Nevertheless, a particular woman living her vocation as a wife and mother will not necessarily—and should not necessarily—have a large family. As Pakaluk insightfully notes at the beginning of Hannah’s Children, it is entirely possible to mother one child with a vocational orientation. Likewise, as Roy thoughtfully observes in her essay, it is also entirely possible to mother eight children with an identitarian one. Whatever the outcome, when “wanting” and “having” are the relevant considerations, we’re in the realm of identity. By contrast, when “discerning,” “giving,” and “receiving” are the metrics being used, we’re in the realm of vocation.

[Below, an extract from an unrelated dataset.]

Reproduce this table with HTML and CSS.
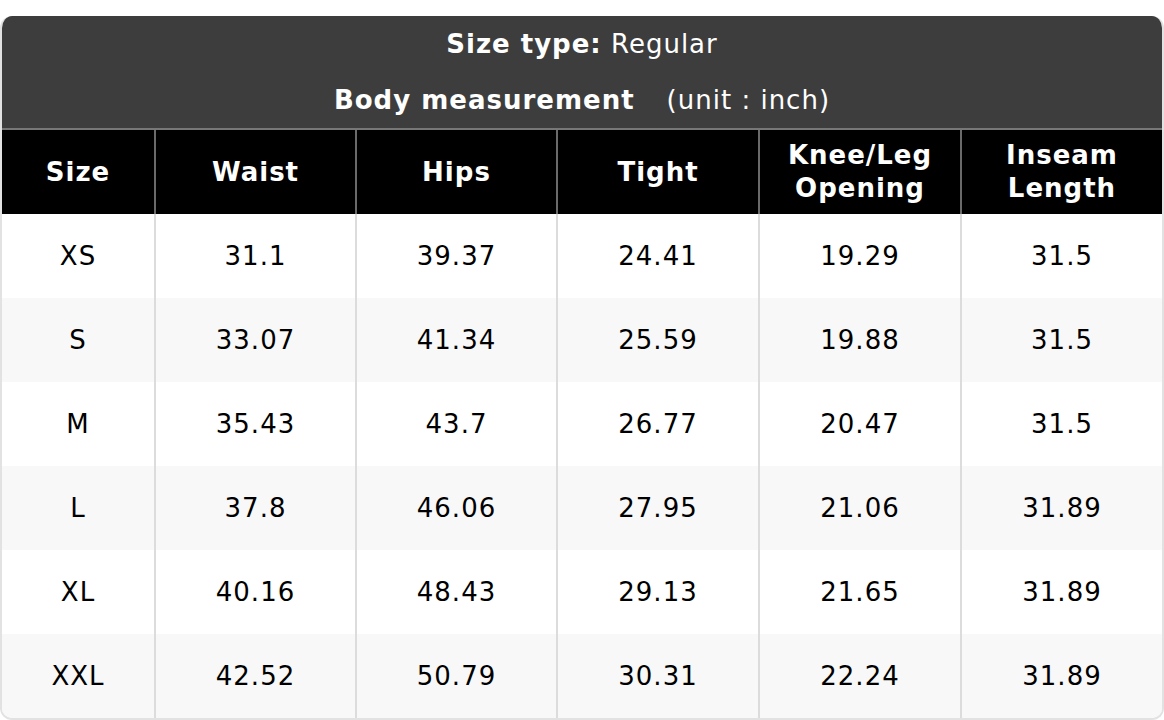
FILE: index.html
```html
<!DOCTYPE html>
<html>
<head>
<meta charset="utf-8">
<link rel="stylesheet" href="styles.css">
</head>
<body>
<div class="chart">
  <div class="title">
    <div class="title-line"><b>Size type:</b> Regular</div>
    <div class="title-line"><b>Body measurement</b><span class="unit">(unit : inch)</span></div>
  </div>
  <table class="sizes">
    <colgroup>
      <col class="c1"><col class="c2"><col class="c3"><col class="c4"><col class="c5"><col class="c6">
    </colgroup>
    <thead>
      <tr><th>Size</th><th>Waist</th><th>Hips</th><th>Tight</th><th>Knee/Leg<br>Opening</th><th>Inseam<br>Length</th></tr>
    </thead>
    <tbody>
      <tr><td>XS</td><td>31.1</td><td>39.37</td><td>24.41</td><td>19.29</td><td>31.5</td></tr>
      <tr><td>S</td><td>33.07</td><td>41.34</td><td>25.59</td><td>19.88</td><td>31.5</td></tr>
      <tr><td>M</td><td>35.43</td><td>43.7</td><td>26.77</td><td>20.47</td><td>31.5</td></tr>
      <tr><td>L</td><td>37.8</td><td>46.06</td><td>27.95</td><td>21.06</td><td>31.89</td></tr>
      <tr><td>XL</td><td>40.16</td><td>48.43</td><td>29.13</td><td>21.65</td><td>31.89</td></tr>
      <tr><td>XXL</td><td>42.52</td><td>50.79</td><td>30.31</td><td>22.24</td><td>31.89</td></tr>
    </tbody>
  </table>
</div>
</body>
</html>
```
FILE: styles.css
```css
html, body {
  margin: 0;
  padding: 0;
  background: #fff;
}
body {
  padding-top: 16px;
  font-family: "DejaVu Sans", Verdana, sans-serif;
  letter-spacing: 1px;
}
.chart {
  width: 1164px;
  border: 2px solid #e2e2e2;
  border-top: none;
  border-radius: 12px;
  overflow: hidden;
  box-sizing: border-box;
}
.title {
  background: #3d3d3d;
  color: #fff;
  border-bottom: 2px solid #777;
  text-align: center;
  font-size: 26px;
}
.title-line {
  height: 56px;
  line-height: 56px;
}
.title-line b {
  font-weight: bold;
}
.unit {
  margin-left: 32px;
}
.sizes {
  width: 100%;
  border-collapse: collapse;
  table-layout: fixed;
  font-size: 26px;
}
.c1 { width: 153px; }
.c2 { width: 201px; }
.c3 { width: 201px; }
.c4 { width: 202px; }
.c5 { width: 202px; }
.c6 { width: auto; }
.sizes th {
  background: #000;
  color: #fff;
  font-weight: bold;
  height: 84px;
  line-height: 33px;
  padding: 0;
  border-left: 2px solid #6a6a6a;
  text-align: center;
}
.sizes td {
  height: 84px;
  padding: 0;
  text-align: center;
  color: #000;
  border-left: 2px solid #dcdcdc;
}
.sizes th:first-child, .sizes td:first-child {
  border-left: none;
}
.sizes tbody tr:nth-child(even) td {
  background: #f8f8f8;
}
.sizes tbody tr:nth-child(odd) td {
  background: #fff;
}
```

Perhaps what I am really arguing, in making the case for vocation over identity, is something as banal as not judging a book by its cover. Quantifying female virtue and worth by way of fertility on the right—exactly like quantifying female intelligence and empowerment by way of professional achievement and a decentering of fertility on the left—is a fool’s errand. It fails to take into consideration that individuals have both internal (health, marital, spiritual) and external (familial, financial, societal, professional) strengths, limitations, and callings that are not always readily apparent. It’s easy, after all, to see, judge, and compete with what other women have—personally, professionally, or otherwise. It’s not so easy to see, judge, or compete with what other women give and receive. These factors and ways of giving and receiving can’t be so easily quantified, and they may reasonably militate either for or against the bearing of a(nother) child.
What we should be seeking for ourselves as women, as well as for our sisters, daughters, and friends, is a vocational mindset to discern the truest, most holistic living out of our own particular callings.